The Foreign Exchange Regulation Act (FERA) was introduced by the Indian Parliament in 1973 and became effective from 1 January 1974. It was repealed in 1998 during the Vajpayee government’s tenure. Subsequently, the Foreign Exchange Management Act (FEMA) was enacted in 1999 and came into effect on 1 June 2000. FEMA now governs foreign exchange transactions in India. This article explains FEMA and FERA differences.
Difference Between FEMA and FERA
The key distinctions between FERA vs FEMA are outlined below:
| Foreign Exchange Regulation Act (FERA) | Foreign Exchange Management Act (FEMA) |
| The Foreign Exchange Regulation Act was enacted by the Indian Parliament in 1973. | The Indian Parliament enacted the Foreign Exchange Management Act on 29 December 1999, replacing FERA. |
| FERA became effective from 1 January 1974. | FEMA came into effect from June 2000. |
| The Vajpayee government repealed FERA in 1998. | FEMA replaced and succeeded FERA. |
| FERA consisted of 81 sections. | FEMA comprises 49 sections. |
| FERA was based on the view that foreign exchange was a limited resource. | FEMA was framed on the understanding that foreign exchange is an economic asset. |
| FERA primarily regulated foreign exchange payments. | FEMA aimed to facilitate foreign trade, external payments, and strengthen foreign exchange reserves. |
| The core objective of FERA was the conservation of foreign exchange. | The primary objective of FEMA is the management of foreign exchange. |
| The scope of the term “Authorised Person” was limited. | The scope of the term “Authorised Person” was expanded. |
| Banking institutions were excluded from the definition of Authorised Person. | Banking institutions were included within the definition of Authorised Person. |
| Violations under FERA were treated as criminal offences. | Violations under FEMA are treated as civil offences. |
| Individuals accused of FERA violations were not entitled to legal assistance. | Individuals accused of FEMA violations are entitled to legal representation. |
| There was no dedicated appellate tribunal; appeals were directly filed in High Courts. | FEMA provides for a Special Director (Appeals) and a dedicated Appellate Tribunal. |
| Direct punishment was prescribed for offences under FERA. | Under FEMA, penalties are monetary, with imprisonment only if fines remain unpaid beyond 90 days from conviction. |
| Prior approval from the Reserve Bank of India was mandatory for fund transfers related to external transactions. | Prior approval from the Reserve Bank of India is generally not required for external trade and remittances. |
| FERA did not include provisions related to information technology. | FEMA includes provisions related to information technology. |
What is FERA?
FERA (Foreign Exchange Regulation Act), introduced in 1973, was designed to regulate foreign exchange dealings and securities.
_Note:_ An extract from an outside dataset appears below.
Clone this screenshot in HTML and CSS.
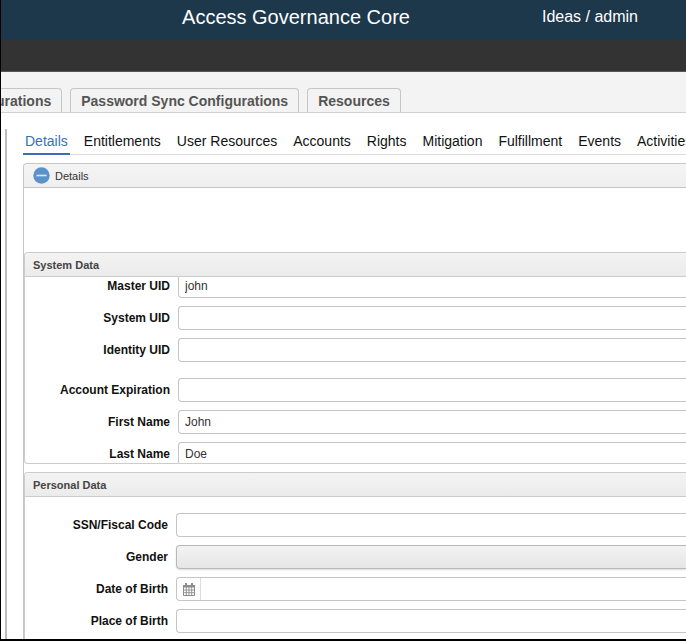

Its goal was to conserve India’s foreign exchange resources and use them effectively for economic development. At a time of low forex reserves, FERA aimed to protect these reserves and manage foreign exchange operations efficiently with the following objectives:
- Regulate foreign exchange and securities dealings
- Control the import and export of currencies
- Manage transactions that indirectly impact foreign exchange
As a result, FERA enforced strict restrictions and regulations on a variety of forex-related transactions, including currency conversions, transfer of funds, overseas purchase of property, and dealings with non-residents. Under FERA, RBI was authorised to track and regulate these activities. Penalties for non-compliance included asset confiscation and imprisonment. This act was later abolished and replaced with FEMA as it was perceived to impede India’s economic liberalisation.